The Rusty DatsunsLet It Rain
Beanstalk

- The furious deluge that beset Brisbane back at the beginning of 2011 - those were some unpleasant (and soggy) times if you happened to be up here. Yet many people have talked about how the floods brought the people of this little burg together. Collectively digging Graceville out from under a metre of river mud was one way, and the Rusty Datsuns represent another. Sian Evans, Al Skinner and Fern Thompsett were all trapped by rising flood-waters, in a house (a big old Queenslander of course), up the back of that quintessential Brisbane hippie burb, Highgate Hill. Without power or a place to go the (as yet unformed) trio relied on uke, fiddle and vocal chords to pass their time together. The Rusty Datsuns was the result, the name arising from the very first song they came up with. You'll find it tucked away up the end of this little EP of theirs - a tune called Gypsy, in which a heart is illilcitly carried away to Sydney in the back of a dodgy old Datsun. It's a delightful tune, actually, I'm a little uncertain why they hid it back there - the uke driven, 30s jazz-pop of this sweet duet has the whimsical quality of a Noel Coward number. Since the Rusty Datsuns fancy themselves a bluegrass band, I guess the other tunes are up the front because they're more blue-grassy ones. Speaking of which, the EP kicks off with Blood On The Bluegrass, a fast-moving but wistful, old-timey thing about relationship woes. The second tune and the EP's first single is a curiously cautionary tale in it's mournful ode to raw life and 'drinking whiskey in the scorching sun'. My ears pricked up at the almost indecently seductive vocal close-harmony of the appalachian lullaby Lay Me Down, a definite favourite.
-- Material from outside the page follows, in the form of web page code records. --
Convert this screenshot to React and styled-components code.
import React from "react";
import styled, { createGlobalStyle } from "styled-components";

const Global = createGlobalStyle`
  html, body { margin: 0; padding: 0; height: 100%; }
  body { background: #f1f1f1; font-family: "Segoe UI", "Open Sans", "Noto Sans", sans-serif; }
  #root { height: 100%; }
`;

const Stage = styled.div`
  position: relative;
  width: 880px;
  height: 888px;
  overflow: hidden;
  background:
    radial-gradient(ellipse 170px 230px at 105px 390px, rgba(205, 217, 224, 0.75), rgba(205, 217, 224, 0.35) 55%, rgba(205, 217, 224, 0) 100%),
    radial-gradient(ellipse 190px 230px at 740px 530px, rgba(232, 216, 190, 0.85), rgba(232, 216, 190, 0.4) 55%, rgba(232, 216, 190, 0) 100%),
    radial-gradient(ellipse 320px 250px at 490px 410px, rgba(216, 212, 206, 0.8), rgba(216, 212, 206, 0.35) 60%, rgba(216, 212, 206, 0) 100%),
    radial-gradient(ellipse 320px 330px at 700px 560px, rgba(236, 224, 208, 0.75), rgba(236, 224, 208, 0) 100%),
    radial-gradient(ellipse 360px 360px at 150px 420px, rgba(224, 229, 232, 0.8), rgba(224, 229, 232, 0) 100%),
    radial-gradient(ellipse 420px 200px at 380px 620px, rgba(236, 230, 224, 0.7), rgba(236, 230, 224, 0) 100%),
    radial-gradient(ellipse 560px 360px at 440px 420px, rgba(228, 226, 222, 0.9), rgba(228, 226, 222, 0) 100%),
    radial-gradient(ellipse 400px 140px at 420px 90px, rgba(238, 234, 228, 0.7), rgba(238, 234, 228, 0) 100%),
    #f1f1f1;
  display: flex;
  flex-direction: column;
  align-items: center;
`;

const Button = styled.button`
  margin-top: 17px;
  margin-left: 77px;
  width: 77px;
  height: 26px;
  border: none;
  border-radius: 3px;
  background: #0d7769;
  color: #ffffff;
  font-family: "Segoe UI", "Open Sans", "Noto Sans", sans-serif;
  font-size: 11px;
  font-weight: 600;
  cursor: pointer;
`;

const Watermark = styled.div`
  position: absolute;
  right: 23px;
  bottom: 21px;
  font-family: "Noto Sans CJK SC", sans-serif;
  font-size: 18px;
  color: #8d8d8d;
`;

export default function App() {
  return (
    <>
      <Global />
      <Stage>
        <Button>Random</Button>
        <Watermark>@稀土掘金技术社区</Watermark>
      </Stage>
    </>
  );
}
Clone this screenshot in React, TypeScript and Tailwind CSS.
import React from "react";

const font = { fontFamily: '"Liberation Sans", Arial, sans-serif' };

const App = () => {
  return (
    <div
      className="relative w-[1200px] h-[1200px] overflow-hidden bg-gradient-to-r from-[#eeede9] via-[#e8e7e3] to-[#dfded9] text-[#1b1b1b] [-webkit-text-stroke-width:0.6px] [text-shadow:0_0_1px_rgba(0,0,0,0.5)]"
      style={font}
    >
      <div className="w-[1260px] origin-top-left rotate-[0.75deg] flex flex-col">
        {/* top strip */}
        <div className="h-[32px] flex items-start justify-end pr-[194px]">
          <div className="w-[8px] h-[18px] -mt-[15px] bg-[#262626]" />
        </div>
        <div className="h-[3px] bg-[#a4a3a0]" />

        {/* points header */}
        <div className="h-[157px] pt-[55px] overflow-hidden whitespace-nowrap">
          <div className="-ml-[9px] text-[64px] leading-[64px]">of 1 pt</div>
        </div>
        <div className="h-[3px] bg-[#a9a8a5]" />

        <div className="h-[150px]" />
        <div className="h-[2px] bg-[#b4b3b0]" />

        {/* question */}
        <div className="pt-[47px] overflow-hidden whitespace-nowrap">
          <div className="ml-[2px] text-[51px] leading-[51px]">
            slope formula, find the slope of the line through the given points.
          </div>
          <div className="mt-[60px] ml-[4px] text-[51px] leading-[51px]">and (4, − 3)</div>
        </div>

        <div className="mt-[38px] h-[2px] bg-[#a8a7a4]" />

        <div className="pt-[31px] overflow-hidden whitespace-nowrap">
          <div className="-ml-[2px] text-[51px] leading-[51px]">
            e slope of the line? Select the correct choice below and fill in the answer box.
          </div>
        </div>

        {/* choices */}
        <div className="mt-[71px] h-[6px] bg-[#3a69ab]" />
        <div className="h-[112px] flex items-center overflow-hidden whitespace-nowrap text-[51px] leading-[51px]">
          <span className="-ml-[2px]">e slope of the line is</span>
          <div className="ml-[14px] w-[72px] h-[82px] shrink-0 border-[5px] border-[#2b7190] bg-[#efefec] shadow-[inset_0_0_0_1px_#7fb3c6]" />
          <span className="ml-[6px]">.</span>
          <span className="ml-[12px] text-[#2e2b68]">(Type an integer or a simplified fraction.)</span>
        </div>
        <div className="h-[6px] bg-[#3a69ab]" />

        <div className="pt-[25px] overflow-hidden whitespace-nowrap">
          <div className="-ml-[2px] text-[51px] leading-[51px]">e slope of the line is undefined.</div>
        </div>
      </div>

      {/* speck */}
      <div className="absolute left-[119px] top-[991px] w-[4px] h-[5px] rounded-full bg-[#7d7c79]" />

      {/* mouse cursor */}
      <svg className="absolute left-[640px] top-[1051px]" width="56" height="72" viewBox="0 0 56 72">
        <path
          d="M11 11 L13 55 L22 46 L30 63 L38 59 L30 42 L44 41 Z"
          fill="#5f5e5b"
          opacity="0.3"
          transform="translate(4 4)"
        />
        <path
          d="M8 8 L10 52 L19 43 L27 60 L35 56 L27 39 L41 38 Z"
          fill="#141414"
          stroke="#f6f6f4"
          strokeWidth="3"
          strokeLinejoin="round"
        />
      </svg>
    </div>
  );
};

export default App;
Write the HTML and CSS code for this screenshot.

Things move into more classically folky territory on the EP's other two tracks, beginning with the heartbroken love song of Second Choice Man which adds a cello just to make sure you don't get away without donating a tear or two and then probably the most geniunely happy that the Rusty Datsuns get here with the spirited romance of Song In E. It turns out that the band have been excercising a bit of creative licence, since not any of them have ever even driven a Datsun, rusty or otherwise. Still, if it results in songs full of ol' timey goodness like this, I reckon they can take all the creative licence they like.